We've solved CartPole at episode 1601. Our best linear model didn't solve it until episode 2398. Training results have very high variance, but perhaps the nn is giving us some performance boost, without much tuning. Judging from the graph above where we see the deeper network outperform the shallow one, we can surmise that the optimal CartPole model is non-linear and hence the advantage for the nn model.

Neural Network Policy Gradient for Acrobot-v1

In Acrobot, we are essentially rewarded for how quickly we can swing a mechanical system above some threshold. See openAI gym online for a visualization. Because of the delayed reward system, we might encounter some of the trouble we saw in MountainCar.

Let's give Acrobot a shot with the nn:

In [ ]:
step_history, losses, max_distances, complex_scores = run_agentNN(lr=.1, 
                                                          gamma=.99, 
                                                          num_batches=20,
                                                          reward_system="default",
                                                          env=gym.make('Acrobot-v1'),
                                                          network_complexity="complex",
                                                          verbose=False)
In [ ]:
step_history, losses, max_distances, simple_scores = run_agentNN(lr=.1, 
                                                          gamma=.99, 
                                                          num_batches=20,
                                                          reward_system="default",
                                                          env=gym.make('Acrobot-v1'),
                                                          network_complexity="simple",
                                                          verbose=False)
In [991]:
fig, ax = plt.subplots(1,1, figsize=(15,8))

ax.plot(range(len(complex_scores)), moving_ave(complex_scores), lw=4, c="orange", label="Complex NN")
ax.plot(range(len(simple_scores)), moving_ave(simple_scores), lw=4, c="darkolivegreen", label="Simple NN")
ax.set_title("Network Comparison For Acrobot-v1")
ax.set_xlabel("Episode")
ax.set_ylabel("Moving Average Score")
ax.legend();

Comments

The deeper network was able to learn Acrobot while the simpler one was not. It would be interesting to try more than 5 nodes on the hidden layers of the deeper network and more hyperparamter tuning, but this is beyond the scope of our goals for this project.

Conclusion

In this project, we explored a number of techniques to solve reinforcement learning problems in various environments from OpenAI Gym.
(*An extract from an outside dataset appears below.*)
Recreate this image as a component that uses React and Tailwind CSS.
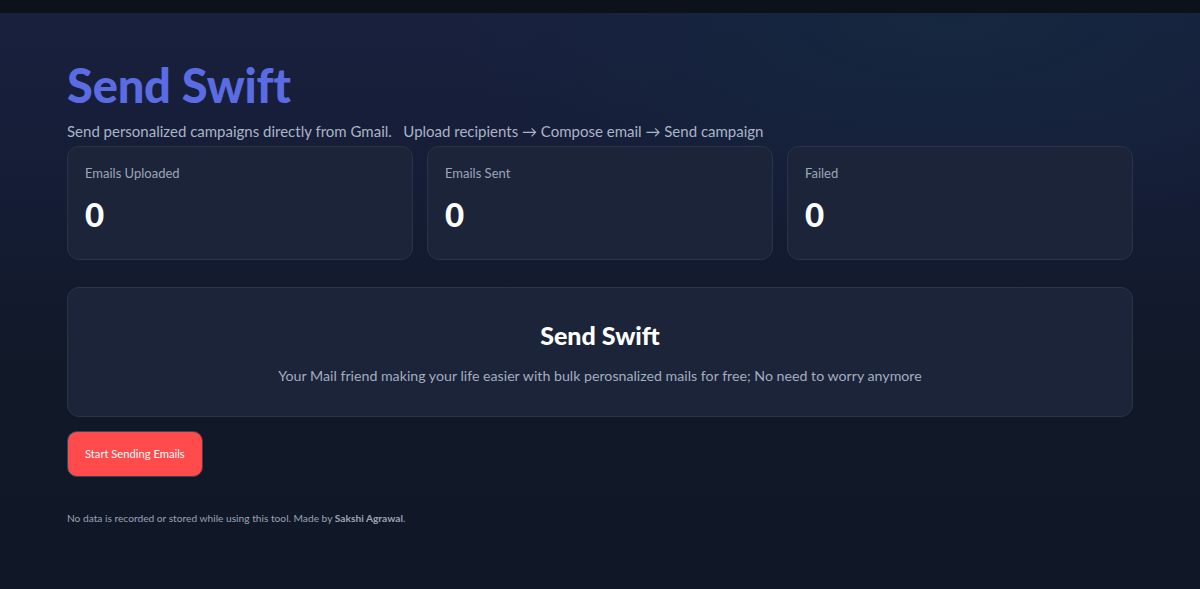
import React from 'react';

const stats = [
  { label: 'Emails Uploaded', value: 0 },
  { label: 'Emails Sent', value: 0 },
  { label: 'Failed', value: 0 },
];

function StatCard({ label, value }) {
  return (
    <div className="h-[114px] rounded-xl border border-[#2a3448] bg-[#1b2438] px-[17px] pt-[17px]">
      <p className="text-[13px] leading-[18px] text-[#9ca6b9]">{label}</p>
      <p className="mt-[12px] text-[33px] font-black leading-[40px] text-white">{value}</p>
    </div>
  );
}

export default function App() {
  return (
    <div className="min-h-[589px] w-full bg-[#111827] font-['Lato',sans-serif]">
      {/* barra superior */}
      <div className="h-[13px] bg-[#0d1119]" />

      <div className="min-h-[576px] bg-[radial-gradient(ellipse_500px_220px_at_950px_0px,#15273f,transparent),linear-gradient(180deg,#18203e_0%,#151d36_30%,#111827_62%,#101726_100%)] px-[67px] pt-[48px] pb-10">
        <h1 className="text-[47px] font-black leading-[48px] tracking-[-0.2px] text-[#5b6ce3]">
          Send Swift
        </h1>
        <p className="mt-[12px] text-[15px] leading-[20px] text-[#aab4c7]">
          Send personalized campaigns directly from Gmail.&nbsp;&nbsp; Upload recipients → Compose email → Send campaign
        </p>

        <div className="mt-[5px] grid grid-cols-3 gap-[14px]">
          {stats.map((s) => (
            <StatCard key={s.label} label={s.label} value={s.value} />
          ))}
        </div>

        <div className="mt-[27px] flex h-[130px] flex-col items-center rounded-xl border border-[#2a3448] bg-[#1b2438] pt-[32px]">
          <h2 className="text-[25px] font-black leading-[30px] text-white">Send Swift</h2>
          <p className="mt-[16px] text-[14.2px] leading-[20px] text-[#a3adc0]">
            Your Mail friend making your life easier with bulk perosnalized mails for free; No need to worry anymore
          </p>
        </div>

        <button className="mt-[14px] h-[46px] rounded-[10px] border border-[#3b4256] bg-[#ff4b4b] px-[17px] text-[11.2px] text-white">
          Start Sending Emails
        </button>

        <p className="mt-[34px] text-[10.2px] leading-[14px] text-[#9aa3b5]">
          No data is recorded or stored while using this tool. Made by <span className="font-bold">Sakshi Agrawal</span>.
        </p>
      </div>
    </div>
  );
}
We reviewed the theory behind tabular methods (dynamic programming, Monte Carlo, Q-learning), and implemented both traditional and deep Q-learning, finding that deep Q-learning definitively outperformed traditional, tabular Q-learning on high-dimensional and continuous problems. We then explored a completely different class of solutions -- policy gradient methods -- and compared a simple linear policy approach to a deep neural network approach, finding once again that the deep approach was often much more scalable (see Acrobot results).

In general, we found that while both methods (deep Q and policy gradient) were able to achieve good results for the environments we tested, we found that deep Q learning performed slightly better in these environments. We believe one reason for this is the fact that in many of these problems, especially MountainCar, achieving the goal with random movements is very unlikely, and thus only occurs once in a while, if ever. The Q-learning approach is able to self-update much more effectively when it comes across successful episodes, whereas the policy gradient methods typically need more data (successful episodes in this case) to converge well.

For future work, it would be interesting to explore the performance of these classes of solution methods on more complex reinforcement learning problems, such as strategy games like Connect-Four, Chess, or Go.